■ **Request**: Count every line that holds the string "Tailwind", then give that number alone.
● ● ● ● ●
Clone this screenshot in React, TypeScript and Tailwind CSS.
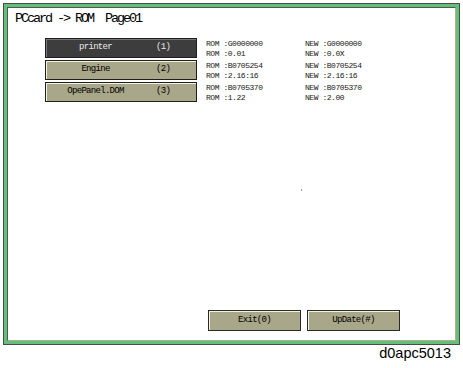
const rows = [
  { name: 'printer', key: '(1)', rom: ['G0000000', '0.01'], next: ['G0000000', '0.0X'], active: true },
  { name: 'Engine', key: '(2)', rom: ['B0705254', '2.16:16'], next: ['B0705254', '2.16:16'], active: false },
  { name: 'OpePanel.DOM', key: '(3)', rom: ['B0705370', '1.22'], next: ['B0705370', '2.00'], active: false },
];

const mono = "font-['Liberation_Mono','DejaVu_Sans_Mono',monospace]";

export default function App() {
  return (
    <div className="w-[463px] h-[368px] bg-white relative overflow-hidden">
      {/* 外框 */}
      <div className="ml-[3px] mt-[3px] w-[457px] h-[342px] border border-[#4a4a4a]">
        <div className="w-full h-full border-[3px] border-[#62c07a]">
          <div className="w-full h-full border border-t-[#555] border-l-[#555] border-b-[#b3ad8c] border-r-[#b3ad8c] bg-white flex flex-col relative">
            <div className={`${mono} text-[13.5px] leading-[16px] tracking-[-2.1px] text-black pl-[7px] pt-[3px] h-[30px]`}>
              PCcard -&gt; ROM&nbsp; Page01
            </div>

            {/* 列表 */}
            <div className="flex flex-col gap-[1px]">
              {rows.map((r) => (
                <div key={r.name} className="flex items-start h-[21px]">
                  <div
                    className={`ml-[37px] w-[152px] h-[20px] border border-[#1e1e1e] flex items-center ${mono} text-[9px] tracking-[-0.7px] ${
                      r.active
                        ? 'bg-[#3d3d3d] text-[#e8e8e8] shadow-[inset_1px_1px_0_#777]'
                        : 'bg-[#a9a789] text-black shadow-[inset_1px_1px_0_#f4f2e0]'
                    }`}
                  >
                    <span className="w-[99px] text-center">{r.name}</span>
                    <span className="ml-[11px]">{r.key}</span>
                  </div>
                  <div className={`${mono} text-[8px] leading-[9.5px] tracking-[-0.45px] text-[#1a1a1a] flex mt-[1px]`}>
                    <div className="ml-[9px] w-[99px]">
                      <div>ROM :{r.rom[0]}</div>
                      <div>ROM :{r.rom[1]}</div>
                    </div>
                    <div>
                      <div>NEW :{r.next[0]}</div>
                      <div>NEW :{r.next[1]}</div>
                    </div>
                  </div>
                </div>
              ))}
            </div>

            <div className="flex-1" />

            {/* 底部按钮 */}
            <div className="flex gap-[6px] pl-[200px] pb-[9px]">
              {['Exit(0)', 'UpDate(#)'].map((t) => (
                <div
                  key={t}
                  className={`w-[93px] h-[21px] border border-[#2a2a2a] bg-[#a9a789] shadow-[inset_1px_1px_0_#f4f2e0] flex items-center justify-center ${mono} text-[9px] tracking-[-0.7px] text-black`}
                >
                  {t}
                </div>
              ))}
            </div>

            <div className="absolute left-[293px] top-[181px] w-[1px] h-[2px] bg-[#999]" />
          </div>
        </div>
      </div>

      <div className="text-right pr-[12px] font-['Liberation_Sans',Arial,sans-serif] text-[14.5px] leading-[16px] text-black">
        d0apc5013
      </div>
    </div>
  );
}
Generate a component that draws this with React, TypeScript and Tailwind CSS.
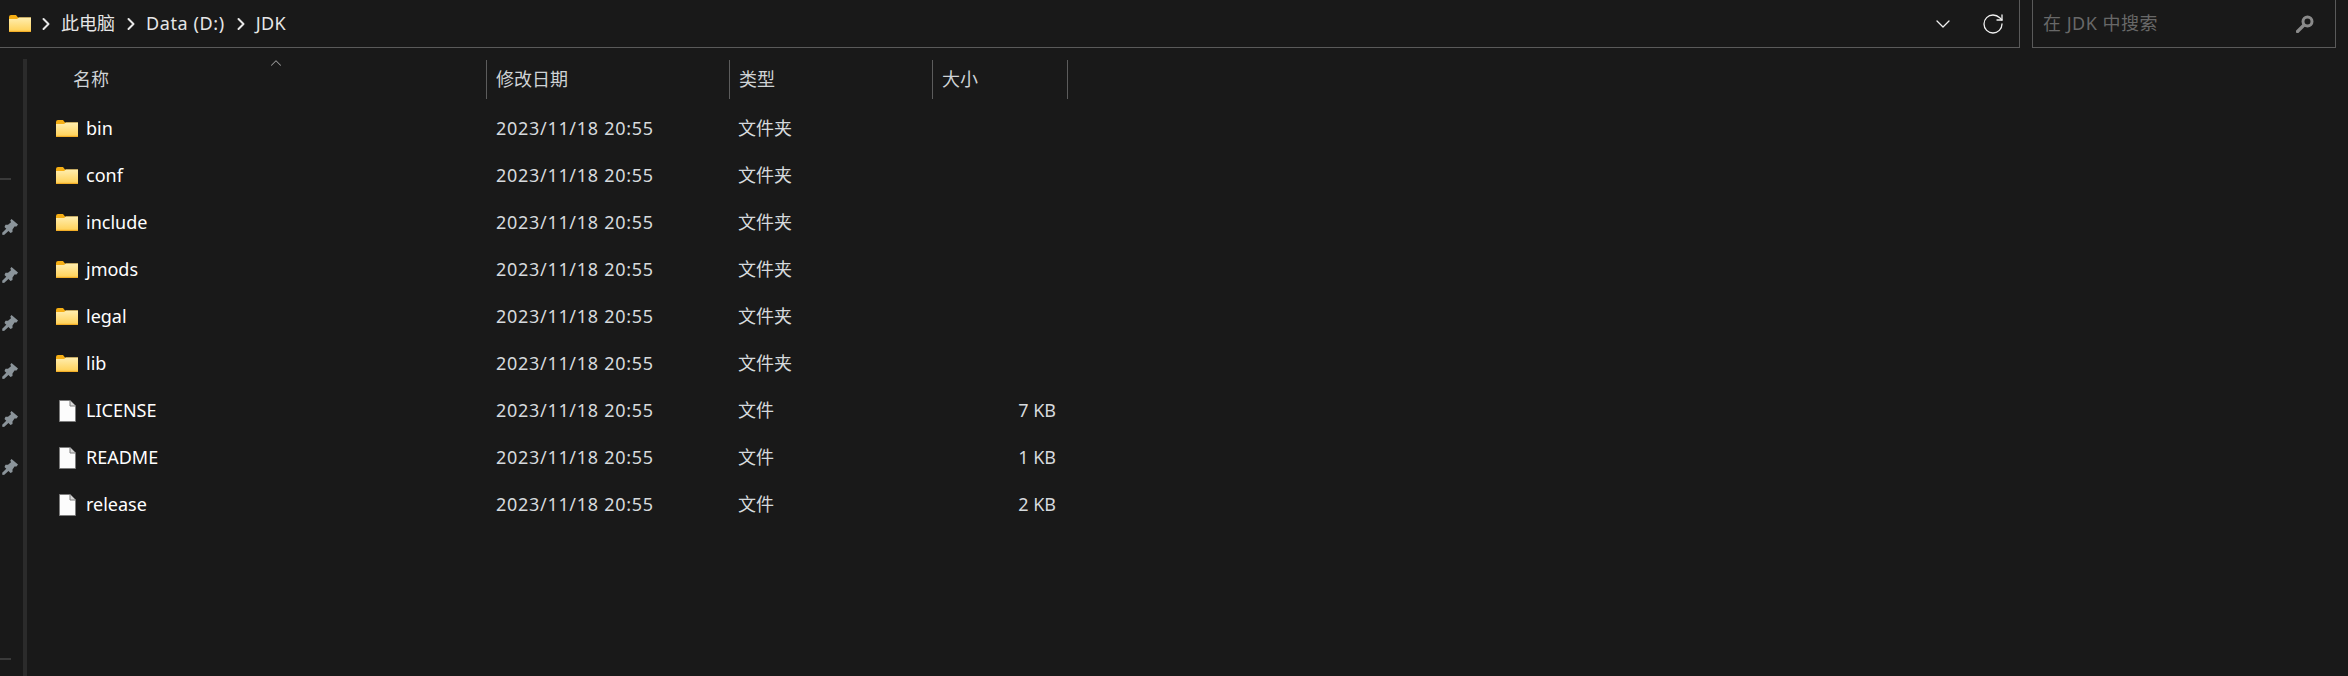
import { ChevronDown, ChevronRight, ChevronUp, RotateCw } from 'lucide-react';

const font = '[font-family:"Noto_Sans","Noto_Sans_CJK_SC",sans-serif]';

const rows = [
	{ name: 'bin', type: '文件夹', size: '', folder: true },
	{ name: 'conf', type: '文件夹', size: '', folder: true },
	{ name: 'include', type: '文件夹', size: '', folder: true },
	{ name: 'jmods', type: '文件夹', size: '', folder: true },
	{ name: 'legal', type: '文件夹', size: '', folder: true },
	{ name: 'lib', type: '文件夹', size: '', folder: true },
	{ name: 'LICENSE', type: '文件', size: '7 KB', folder: false },
	{ name: 'README', type: '文件', size: '1 KB', folder: false },
	{ name: 'release', type: '文件', size: '2 KB', folder: false },
];

function FolderIcon() {
	return (
		<svg width="22" height="17" viewBox="0 0 22 17" className="shrink-0">
			<defs>
				<linearGradient id="folderBody" x1="0" y1="0" x2="0" y2="1">
					<stop offset="0" stopColor="#ffeeb0" />
					<stop offset="1" stopColor="#ffd054" />
				</linearGradient>
			</defs>
			<path d="M0 2 Q0 0 2 0 H7 L9 2.5 H22 V5 H0 Z" fill="#f5ae14" />
			<path d="M0 4 H8 L10 2.5 H22 V17 H0 Z" fill="url(#folderBody)" />
			<rect x="0" y="15.8" width="22" height="1.2" fill="#f2ae28" />
		</svg>
	);
}

function FileIcon() {
	return (
		<svg width="17" height="22" viewBox="0 0 17 22" className="shrink-0">
			<path d="M0.5 0.5 H11 L16.5 6 V21.5 H0.5 Z" fill="#fcfcfc" stroke="#7d7d7d" />
			<path d="M11 0.5 V6 H16.5" fill="#d8d8d8" stroke="#7d7d7d" />
		</svg>
	);
}

function PinIcon() {
	return (
		<svg width="16" height="16" viewBox="0 0 16 16">
			<path d="M9.5 0 L16 5.5 L14.5 7.5 L12.5 7.5 L10.5 10.5 L10.5 13 L8.5 14 L2.5 8 L3.5 5.8 L6 5.8 L9 3.2 L8.3 1.5 Z" fill="#8b949a" />
			<path d="M4.5 9.5 L0.5 13.5 L0 15.5 L2 16 L7 11.5 Z" fill="#8b949a" />
		</svg>
	);
}

function Crumb({ label, className }: { label: string; className?: string }) {
	return (
		<div className="flex items-center gap-[5px]">
			<ChevronRight size={20} strokeWidth={2.4} className="shrink-0 text-[#e8e8e8]" />
			<span className={`text-[#e6e6e6] ${className ?? ''}`}>{label}</span>
		</div>
	);
}

function HeaderCell({ label, className }: { label: string; className: string }) {
	return (
		<div className={`flex h-[39px] items-center border-l border-[#5c5c5c] pl-[9px] text-[#cfd3d6] ${className}`}>
			{label}
		</div>
	);
}

export default function App() {
	return (
		<div className={`flex h-[676px] w-[2348px] flex-col overflow-hidden bg-[#191919] text-[18px] ${font}`}>
			{/* Address and search */}
			<div className="flex h-12 shrink-0 gap-3 pr-3">
				<div className="flex flex-1 items-center border-r border-b border-[#5a5a5a] pr-[14px] pl-[9px]">
					<FolderIcon />
					<div className="ml-[5px] flex items-center gap-[6px]">
						<Crumb label="此电脑" />
						<Crumb label="Data (D:)" className="tracking-[0.6px]" />
						<Crumb label="JDK" className="tracking-[0.4px]" />
					</div>
					<div className="ml-auto flex items-center gap-[26px] text-[#f0f0f0]">
						<ChevronDown size={24} strokeWidth={1.3} />
						<RotateCw size={24} strokeWidth={1.3} />
					</div>
				</div>
				<div className="flex w-[304px] items-center justify-between border-x border-b border-[#5a5a5a] pr-[21px] pl-[10px] text-[#686868]">
					<span className="tracking-[0.5px]">在 JDK 中搜索</span>
					<svg width="18" height="18" viewBox="0 0 18 18">
						<circle cx="11.5" cy="6.5" r="4.5" fill="none" stroke="#8a8a8a" strokeWidth="3" />
						<path d="M8 10 L1.5 16.5" stroke="#8a8a8a" strokeWidth="3.2" strokeLinecap="round" />
					</svg>
				</div>
			</div>

			<div className="flex min-h-0 flex-1">
				{/* Collapsed navigation pane */}
				<div className="relative flex w-[23px] shrink-0 flex-col items-start pt-[171px] pl-[2px]">
					<div className="absolute top-[130px] left-0 h-[2px] w-[11px] bg-[#3a3a3a]" />
					<div className="absolute top-[610px] left-0 h-[2px] w-[11px] bg-[#3a3a3a]" />
					<div className="flex flex-col gap-[32px]">
						{[0, 1, 2, 3, 4, 5].map((i) => (
							<PinIcon key={i} />
						))}
					</div>
				</div>
				<div className="mt-[11px] w-[4px] shrink-0 bg-[#2b2b2b]" />

				<div className="relative flex-1 pt-[12px]">
					<ChevronUp size={18} strokeWidth={1.4} className="absolute top-[6px] left-[240px] text-[#9a9a9a]" />
					{/* Column headers */}
					<div className="flex h-[39px]">
						<div className="flex w-[459px] items-center pl-[46px] text-[#cfd3d6]">名称</div>
						<HeaderCell label="修改日期" className="w-[243px]" />
						<HeaderCell label="类型" className="w-[203px]" />
						<HeaderCell label="大小" className="w-[135px]" />
						<div className="h-[39px] border-l border-[#5c5c5c]" />
					</div>
					{/* Rows */}
					<div className="mt-[6px] flex flex-col">
						{rows.map((r) => (
							<div key={r.name} className="flex h-[47px] items-center">
								<div className="flex w-[459px] items-center pl-[29px] text-white">
									<div className="flex w-[22px] justify-center">{r.folder ? <FolderIcon /> : <FileIcon />}</div>
									<span className="ml-[8px]">{r.name}</span>
								</div>
								<div className="w-[243px] pl-[10px] tracking-[0.7px] text-[#d6dadd]">2023/11/18 20:55</div>
								<div className="w-[203px] pl-[9px] text-[#d6dadd]">{r.type}</div>
								<div className="w-[124px] text-right text-[#d6dadd]">{r.size}</div>
							</div>
						))}
					</div>
				</div>
			</div>
		</div>
	);
}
● ● ● ● ●
■ **Written response**: 2